TED SMITH: I think, generally speaking, the feeling is that it's still pretty much business as usual. Certainly, the largest players are going to be under increased scrutiny and will continue to be so. So the Metas, the Microsofts, the Googles, will certainly have that increased scrutiny as we go forward. That doesn't mean they can't get transactions done. It just means they may take longer or that the larger ones that they might desire to do are going to be more difficult.

But for the vast majority of the tech landscape who seek to pursue M&A, we believe that this current administration and the focus that they have will still allow for quite a bit of merger activity. And it's really only the very, very largest of players who may be affected by the stance that the administration is taking.
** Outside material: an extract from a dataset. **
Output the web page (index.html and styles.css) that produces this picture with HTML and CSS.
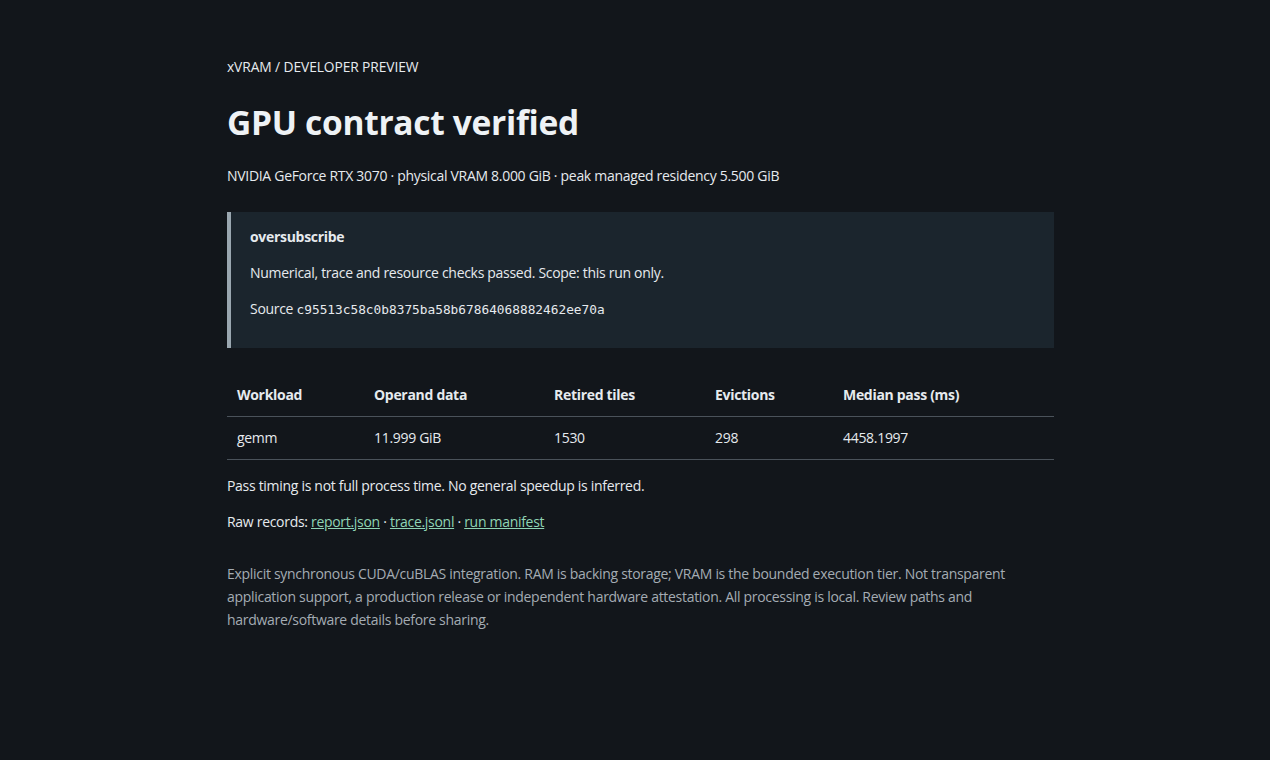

BRIAN SOZZI: Where do you see deals happening, Ted? Just given where valuations have fallen really across the spectrum of tech, is it more towards the software side or the content side?

TED SMITH: I think we certainly see it across the entirety of the tech spectrum but a tremendous amount of deal activity in software is our expectation. It continues to grow faster than any of the other sectors of technology, it's nearly $0.5 trillion in global annual spend across all of enterprise software. So a tremendous amount of transaction activity in software we think is going to be the norm again for this year.

JULIE HYMAN: Ted, thanks for being here. Really interesting stuff on what's going on within technology. As we see the selling, good to take a step back here. Ted Smith is Union Square Advisors co-founder and president. Appreciate your time this morning.